Task requirements: Go through the data and copy every line exactly, but not the images.

------------------------

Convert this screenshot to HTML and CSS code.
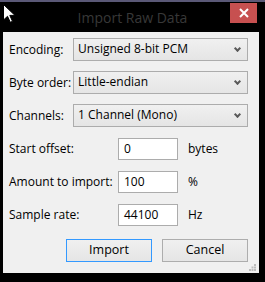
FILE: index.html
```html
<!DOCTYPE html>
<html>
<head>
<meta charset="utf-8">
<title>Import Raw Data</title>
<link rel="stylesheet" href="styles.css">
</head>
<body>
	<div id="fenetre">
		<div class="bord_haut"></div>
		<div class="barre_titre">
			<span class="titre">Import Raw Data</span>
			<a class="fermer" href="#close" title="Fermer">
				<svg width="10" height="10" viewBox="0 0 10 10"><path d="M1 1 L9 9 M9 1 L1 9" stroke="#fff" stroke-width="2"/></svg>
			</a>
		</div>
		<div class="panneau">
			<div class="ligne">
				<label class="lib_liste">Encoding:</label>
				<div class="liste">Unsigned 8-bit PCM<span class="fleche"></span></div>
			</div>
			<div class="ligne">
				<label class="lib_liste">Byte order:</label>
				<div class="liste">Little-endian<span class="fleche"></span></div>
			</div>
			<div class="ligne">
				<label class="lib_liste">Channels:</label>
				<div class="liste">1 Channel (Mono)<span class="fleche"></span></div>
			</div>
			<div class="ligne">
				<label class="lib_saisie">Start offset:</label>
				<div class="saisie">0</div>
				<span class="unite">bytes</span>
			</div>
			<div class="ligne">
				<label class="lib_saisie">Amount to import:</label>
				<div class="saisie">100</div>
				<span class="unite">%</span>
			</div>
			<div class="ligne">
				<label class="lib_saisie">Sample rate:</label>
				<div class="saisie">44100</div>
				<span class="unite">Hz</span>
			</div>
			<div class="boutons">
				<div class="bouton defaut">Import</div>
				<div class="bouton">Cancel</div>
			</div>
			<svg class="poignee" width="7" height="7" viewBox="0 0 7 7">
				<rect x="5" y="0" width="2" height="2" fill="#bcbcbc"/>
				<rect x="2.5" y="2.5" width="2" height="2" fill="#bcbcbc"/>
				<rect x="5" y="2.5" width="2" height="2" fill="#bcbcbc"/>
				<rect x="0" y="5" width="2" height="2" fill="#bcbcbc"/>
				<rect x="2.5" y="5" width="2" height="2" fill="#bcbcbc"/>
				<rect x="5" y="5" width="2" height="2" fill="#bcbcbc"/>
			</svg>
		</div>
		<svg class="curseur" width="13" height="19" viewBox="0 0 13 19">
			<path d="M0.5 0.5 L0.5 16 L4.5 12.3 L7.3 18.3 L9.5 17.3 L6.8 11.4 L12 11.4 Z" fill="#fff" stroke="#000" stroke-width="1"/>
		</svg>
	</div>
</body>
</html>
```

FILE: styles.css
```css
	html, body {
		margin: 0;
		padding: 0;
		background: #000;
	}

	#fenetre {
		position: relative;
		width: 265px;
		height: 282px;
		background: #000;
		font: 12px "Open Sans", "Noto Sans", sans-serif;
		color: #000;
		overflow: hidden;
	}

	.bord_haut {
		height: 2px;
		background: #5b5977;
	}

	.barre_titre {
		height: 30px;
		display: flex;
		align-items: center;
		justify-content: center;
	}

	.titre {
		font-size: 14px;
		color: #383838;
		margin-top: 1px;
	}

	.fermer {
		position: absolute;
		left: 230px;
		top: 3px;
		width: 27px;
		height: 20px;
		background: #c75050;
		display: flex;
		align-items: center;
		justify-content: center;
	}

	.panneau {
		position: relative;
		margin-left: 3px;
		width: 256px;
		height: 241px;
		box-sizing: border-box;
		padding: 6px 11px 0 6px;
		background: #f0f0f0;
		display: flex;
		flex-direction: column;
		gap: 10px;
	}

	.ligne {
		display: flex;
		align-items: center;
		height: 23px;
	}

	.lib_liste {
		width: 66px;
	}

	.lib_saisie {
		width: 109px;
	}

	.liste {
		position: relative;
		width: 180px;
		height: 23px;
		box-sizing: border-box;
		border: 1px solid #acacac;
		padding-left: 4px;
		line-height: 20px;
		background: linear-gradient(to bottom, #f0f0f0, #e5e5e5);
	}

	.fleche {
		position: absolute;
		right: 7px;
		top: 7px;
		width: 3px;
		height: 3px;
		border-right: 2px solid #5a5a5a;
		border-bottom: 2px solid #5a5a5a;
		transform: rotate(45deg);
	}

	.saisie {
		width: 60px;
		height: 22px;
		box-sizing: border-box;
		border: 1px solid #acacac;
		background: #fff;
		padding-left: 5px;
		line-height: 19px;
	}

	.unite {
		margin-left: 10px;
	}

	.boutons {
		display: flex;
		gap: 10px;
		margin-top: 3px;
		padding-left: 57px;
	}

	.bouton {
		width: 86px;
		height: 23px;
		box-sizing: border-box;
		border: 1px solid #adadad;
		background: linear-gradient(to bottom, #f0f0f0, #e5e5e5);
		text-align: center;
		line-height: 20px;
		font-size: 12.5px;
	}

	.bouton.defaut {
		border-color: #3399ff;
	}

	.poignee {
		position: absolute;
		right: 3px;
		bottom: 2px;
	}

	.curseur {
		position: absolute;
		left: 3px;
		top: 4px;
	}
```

------------------------

Exercise answer:
Convert this screenshot to HTML and CSS code.
FILE: index.html
```html
<!DOCTYPE html>
<html>
<head>
<meta charset="utf-8">
<title>Import Raw Data</title>
<link rel="stylesheet" href="styles.css">
</head>
<body>
	<div id="fenetre">
		<div class="bord_haut"></div>
		<div class="barre_titre">
			<span class="titre">Import Raw Data</span>
			<a class="fermer" href="#close" title="Fermer">
				<svg width="10" height="10" viewBox="0 0 10 10"><path d="M1 1 L9 9 M9 1 L1 9" stroke="#fff" stroke-width="2"/></svg>
			</a>
		</div>
		<div class="panneau">
			<div class="ligne">
				<label class="lib_liste">Encoding:</label>
				<div class="liste">Unsigned 8-bit PCM<span class="fleche"></span></div>
			</div>
			<div class="ligne">
				<label class="lib_liste">Byte order:</label>
				<div class="liste">Little-endian<span class="fleche"></span></div>
			</div>
			<div class="ligne">
				<label class="lib_liste">Channels:</label>
				<div class="liste">1 Channel (Mono)<span class="fleche"></span></div>
			</div>
			<div class="ligne">
				<label class="lib_saisie">Start offset:</label>
				<div class="saisie">0</div>
				<span class="unite">bytes</span>
			</div>
			<div class="ligne">
				<label class="lib_saisie">Amount to import:</label>
				<div class="saisie">100</div>
				<span class="unite">%</span>
			</div>
			<div class="ligne">
				<label class="lib_saisie">Sample rate:</label>
				<div class="saisie">44100</div>
				<span class="unite">Hz</span>
			</div>
			<div class="boutons">
				<div class="bouton defaut">Import</div>
				<div class="bouton">Cancel</div>
			</div>
			<svg class="poignee" width="7" height="7" viewBox="0 0 7 7">
				<rect x="5" y="0" width="2" height="2" fill="#bcbcbc"/>
				<rect x="2.5" y="2.5" width="2" height="2" fill="#bcbcbc"/>
				<rect x="5" y="2.5" width="2" height="2" fill="#bcbcbc"/>
				<rect x="0" y="5" width="2" height="2" fill="#bcbcbc"/>
				<rect x="2.5" y="5" width="2" height="2" fill="#bcbcbc"/>
				<rect x="5" y="5" width="2" height="2" fill="#bcbcbc"/>
			</svg>
		</div>
		<svg class="curseur" width="13" height="19" viewBox="0 0 13 19">
			<path d="M0.5 0.5 L0.5 16 L4.5 12.3 L7.3 18.3 L9.5 17.3 L6.8 11.4 L12 11.4 Z" fill="#fff" stroke="#000" stroke-width="1"/>
		</svg>
	</div>
</body>
</html>
```

FILE: styles.css
```css
	html, body {
		margin: 0;
		padding: 0;
		background: #000;
	}

	#fenetre {
		position: relative;
		width: 265px;
		height: 282px;
		background: #000;
		font: 12px "Open Sans", "Noto Sans", sans-serif;
		color: #000;
		overflow: hidden;
	}

	.bord_haut {
		height: 2px;
		background: #5b5977;
	}

	.barre_titre {
		height: 30px;
		display: flex;
		align-items: center;
		justify-content: center;
	}

	.titre {
		font-size: 14px;
		color: #383838;
		margin-top: 1px;
	}

	.fermer {
		position: absolute;
		left: 230px;
		top: 3px;
		width: 27px;
		height: 20px;
		background: #c75050;
		display: flex;
		align-items: center;
		justify-content: center;
	}

	.panneau {
		position: relative;
		margin-left: 3px;
		width: 256px;
		height: 241px;
		box-sizing: border-box;
		padding: 6px 11px 0 6px;
		background: #f0f0f0;
		display: flex;
		flex-direction: column;
		gap: 10px;
	}

	.ligne {
		display: flex;
		align-items: center;
		height: 23px;
	}

	.lib_liste {
		width: 66px;
	}

	.lib_saisie {
		width: 109px;
	}

	.liste {
		position: relative;
		width: 180px;
		height: 23px;
		box-sizing: border-box;
		border: 1px solid #acacac;
		padding-left: 4px;
		line-height: 20px;
		background: linear-gradient(to bottom, #f0f0f0, #e5e5e5);
	}

	.fleche {
		position: absolute;
		right: 7px;
		top: 7px;
		width: 3px;
		height: 3px;
		border-right: 2px solid #5a5a5a;
		border-bottom: 2px solid #5a5a5a;
		transform: rotate(45deg);
	}

	.saisie {
		width: 60px;
		height: 22px;
		box-sizing: border-box;
		border: 1px solid #acacac;
		background: #fff;
		padding-left: 5px;
		line-height: 19px;
	}

	.unite {
		margin-left: 10px;
	}

	.boutons {
		display: flex;
		gap: 10px;
		margin-top: 3px;
		padding-left: 57px;
	}

	.bouton {
		width: 86px;
		height: 23px;
		box-sizing: border-box;
		border: 1px solid #adadad;
		background: linear-gradient(to bottom, #f0f0f0, #e5e5e5);
		text-align: center;
		line-height: 20px;
		font-size: 12.5px;
	}

	.bouton.defaut {
		border-color: #3399ff;
	}

	.poignee {
		position: absolute;
		right: 3px;
		bottom: 2px;
	}

	.curseur {
		position: absolute;
		left: 3px;
		top: 4px;
	}
```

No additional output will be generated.